#### INPUT RECORDS
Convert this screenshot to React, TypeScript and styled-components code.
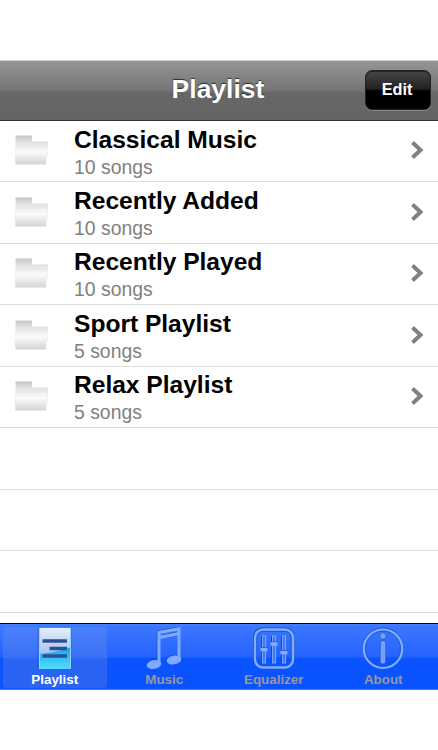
import React from "react";
import styled, { createGlobalStyle } from "styled-components";

const GlobalStyle = createGlobalStyle`
  * { box-sizing: border-box; }
  body { margin: 0; background: #fff; font-family: "Liberation Sans", Arial, Helvetica, sans-serif; }
  svg { display: block; flex: none; }
`;

const Screen = styled.div`
  width: 438px;
  height: 750px;
  padding: 60px 0;
  display: flex;
  flex-direction: column;
  background: #fff;
  overflow: hidden;
`;

const NavBar = styled.header`
  height: 61px;
  flex: none;
  display: grid;
  grid-template-columns: 1fr auto 1fr;
  align-items: center;
  padding: 0 7px 1px 5px;
  border-top: 1px solid #d0d0d0;
  border-bottom: 1px solid #333;
  background: linear-gradient(#959595 0, #757575 29px, #676767 32px, #646464 100%);
`;

const Title = styled.h1`
  grid-column: 2;
  margin: 0 0 3px;
  font-size: 26.5px;
  line-height: 30px;
  color: #fff;
  text-shadow: 0 -1px 1px rgba(0, 0, 0, 0.65);
`;

const EditButton = styled.button`
  justify-self: end;
  width: 66px;
  height: 40px;
  padding: 0 2px 1px 0;
  border: 1px solid #222;
  border-radius: 7px;
  background: linear-gradient(#484848 0, #202020 18px, #000 20px);
  box-shadow: 0 1px 0 #858585, inset 0 1px 1px #222;
  font: bold 16.3px "Liberation Sans", Arial, sans-serif;
  color: #fff;
`;

const List = styled.ul`
  flex: 1;
  min-height: 0;
  margin: 0;
  padding: 0;
  list-style: none;
  overflow: hidden;
`;

const Row = styled.li`
  height: 61.57px;
  display: flex;
  align-items: center;
  padding: 0 14px 0 14px;
  border-bottom: 1px solid #dedede;

  &:first-child {
    height: 61px;
  }

  > svg {
    position: relative;
    top: -0.6px;
  }
`;

const RowText = styled.div`
  flex: 1;
  padding: 2px 0 0 24px;
`;

const Name = styled.div`
  font-size: 24.6px;
  font-weight: bold;
  line-height: 28px;
  letter-spacing: -0.02px;
  color: #000;
`;

const Count = styled.div`
  margin-top: 1px;
  font-size: 19.4px;
  line-height: 24px;
  color: #7f7f7f;
`;

const TabBar = styled.nav`
  height: 67px;
  flex: none;
  display: grid;
  grid-template-columns: repeat(4, 1fr);
  border-top: 1px solid #000;
  border-bottom: 1px solid #4482ff;
  background: linear-gradient(#4483ff 0, #3c77ff 2px, #2563ff 33px, #0b53ff 34px, #0b53ff 100%);
`;

const Tab = styled.a<{ $active?: boolean }>`
  margin: 3px 3px 2px;
  display: flex;
  flex-direction: column;
  align-items: center;
  border-radius: 4px;
  font-size: 13.4px;
  font-weight: bold;
  line-height: 16px;
  color: ${(p) => (p.$active ? "#fff" : "#9698a2")};
  background: ${(p) => (p.$active ? "linear-gradient(#4c80fb, #396ff6 31px, #2964f2 32px, #2964f2)" : "none")};
`;

const Label = styled.span`
  margin-top: 1px;
`;

function FolderIcon() {
  return (
    <svg width="36" height="34" viewBox="0 0 36 34">
      <defs>
        <linearGradient id="folderBack" x2="0" y2="1">
          <stop stopColor="#c6c6c6" /><stop offset=".4" stopColor="#e8e8e8" /><stop offset="1" stopColor="#f2f2f2" />
        </linearGradient>
        <linearGradient id="folderFront" x2="0" y2="1">
          <stop stopColor="#f0f0f0" /><stop offset=".3" stopColor="#fafafa" /><stop offset="1" stopColor="#d4d4d4" />
        </linearGradient>
      </defs>
      <path d="M1.500 2.500h16.500v6h16v15H1.500z" fill="url(#folderBack)" />
      <path d="M0 14h33.500l-1.500 17.500H1.500z" fill="url(#folderFront)" />
    </svg>
  );
}

function Chevron() {
  return (
    <svg width="14" height="20" viewBox="0 0 14 20">
      <path d="M2.500 2.500 10.500 10l-8 7.500" fill="none" stroke="#808080" strokeWidth="4" />
    </svg>
  );
}

function PlaylistIcon() {
  return (
    <svg width="46" height="44" viewBox="0 0 46 44">
      <defs>
        <linearGradient id="pageTop" x2="0" y2="1"><stop stopColor="#e5edfb" /><stop offset="1" stopColor="#86adeb" /></linearGradient>
        <linearGradient id="pageBottom" x2="0" y2="1"><stop stopColor="#14a5e8" /><stop offset="1" stopColor="#52dcff" /></linearGradient>
      </defs>
      <path d="M5.500 1h34v41h-34z" fill="#235ad0" opacity=".5" />
      <path d="M7 1h32v41H7z" fill="url(#pageTop)" />
      <path d="M7 27c8-1 22-3 32-7v22H7z" fill="url(#pageBottom)" />
      <path d="M7.500 1v41M38.500 1v41" stroke="#92d5f8" />
      <path d="M10.500 14H35M17.500 21.500H35M10.500 29H35" stroke="#2c5095" strokeWidth="3.600" />
    </svg>
  );
}

function MusicIcon() {
  return (
    <svg width="46" height="44" viewBox="0 0 46 44">
      <g fill="none" stroke="#1741a5" strokeWidth="1" opacity=".5">
        <path d="M16 34V4L38 0v29M19 9l17-4" />
        <ellipse cx="13" cy="36.500" rx="7" ry="4.600" transform="rotate(-10 13 36.500)" />
        <ellipse cx="33" cy="32.500" rx="7" ry="4.600" transform="rotate(-10 33 32.500)" />
      </g>
      <path d="M18 37V5.500L38 1.800V33M18 10.500l20-4" fill="none" stroke="#80aaff" strokeWidth="3" />
      <ellipse cx="13" cy="37.500" rx="7.400" ry="4.400" transform="rotate(-10 13 37.500)" fill="#80aaff" />
      <ellipse cx="33" cy="33" rx="7.400" ry="4.400" transform="rotate(-10 33 33)" fill="#80aaff" />
    </svg>
  );
}

function EqualizerIcon() {
  return (
    <svg width="46" height="44" viewBox="0 0 46 44">
      <rect x="3" y="1.500" width="39.500" height="39" rx="8" fill="none" stroke="#1748b5" strokeWidth="2" />
      <rect x="4" y="2.500" width="38" height="38" rx="8" fill="none" stroke="#80adff" strokeWidth="2.500" />
      <rect x="6" y="4.500" width="34" height="34" rx="6" fill="none" stroke="#245bca" />
      <g fill="#3e74e6" stroke="#7ba4f8" strokeWidth="1.200">
        <path d="M11.500 9h3v27h-3zM21.500 9h3v27h-3zM31.500 9h3v27h-3z" />
      </g>
      <path d="M10.500 9v27M20.500 9v27M30.500 9v27M10 20.500h7M20 15h7M30 23.500h7" stroke="#1748b5" fill="none" />
      <path d="M9.500 22.500h7M19.500 17h7M29.500 25.500h7" stroke="#83acff" strokeWidth="3.500" />
    </svg>
  );
}

function InfoIcon() {
  return (
    <svg width="46" height="44" viewBox="0 0 46 44">
      <circle cx="23" cy="21" r="20" fill="none" stroke="#164abb" />
      <circle cx="23" cy="21.700" r="19.200" fill="none" stroke="#80adff" strokeWidth="2.200" />
      <circle cx="23" cy="21.700" r="17.500" fill="none" stroke="#2255c4" strokeWidth=".8" />
      <circle cx="23" cy="9" r="3.200" fill="#73a0fa" stroke="#164abb" strokeWidth=".6" />
      <rect x="20.200" y="13.500" width="5.600" height="23.500" rx="2.800" fill="#73a0fa" stroke="#174cba" strokeWidth=".6" />
    </svg>
  );
}

const playlists: [string, string][] = [
  ["Classical Music", "10 songs"],
  ["Recently Added", "10 songs"],
  ["Recently Played", "10 songs"],
  ["Sport Playlist", "5 songs"],
  ["Relax Playlist", "5 songs"],
];

export default function App() {
  return (
    <>
      <GlobalStyle />
      <Screen>
        <NavBar>
          <Title>Playlist</Title>
          <EditButton>Edit</EditButton>
        </NavBar>
        <List>
          {playlists.map(([name, count]) => (
            <Row key={name}>
              <FolderIcon />
              <RowText>
                <Name>{name}</Name>
                <Count>{count}</Count>
              </RowText>
              <Chevron />
            </Row>
          ))}
          <Row /><Row /><Row />
        </List>
        <TabBar>
          <Tab $active><PlaylistIcon /><Label>Playlist</Label></Tab>
          <Tab><MusicIcon /><Label>Music</Label></Tab>
          <Tab><EqualizerIcon /><Label>Equalizer</Label></Tab>
          <Tab><InfoIcon /><Label>About</Label></Tab>
        </TabBar>
      </Screen>
    </>
  );
}
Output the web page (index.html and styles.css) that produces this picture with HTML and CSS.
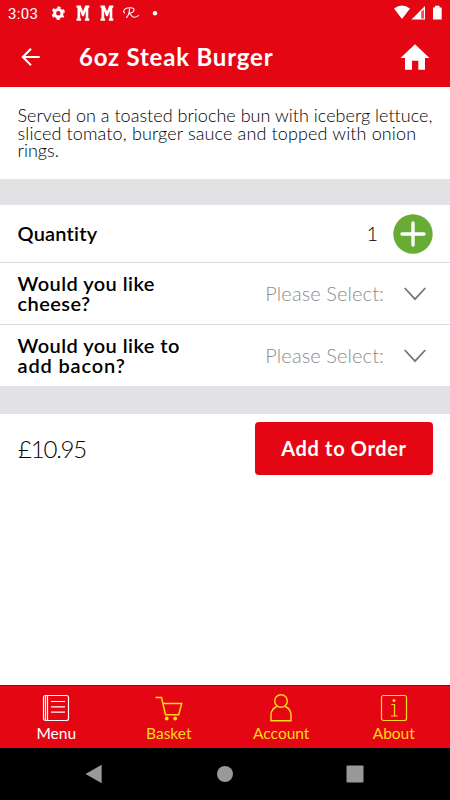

#### SET PROBLEM
Look through the listing and extract every line with "components" in it.

#### SOLVED EXERCISE
Convert this screenshot to React, TypeScript and styled-components code.
import styled, { createGlobalStyle } from "styled-components";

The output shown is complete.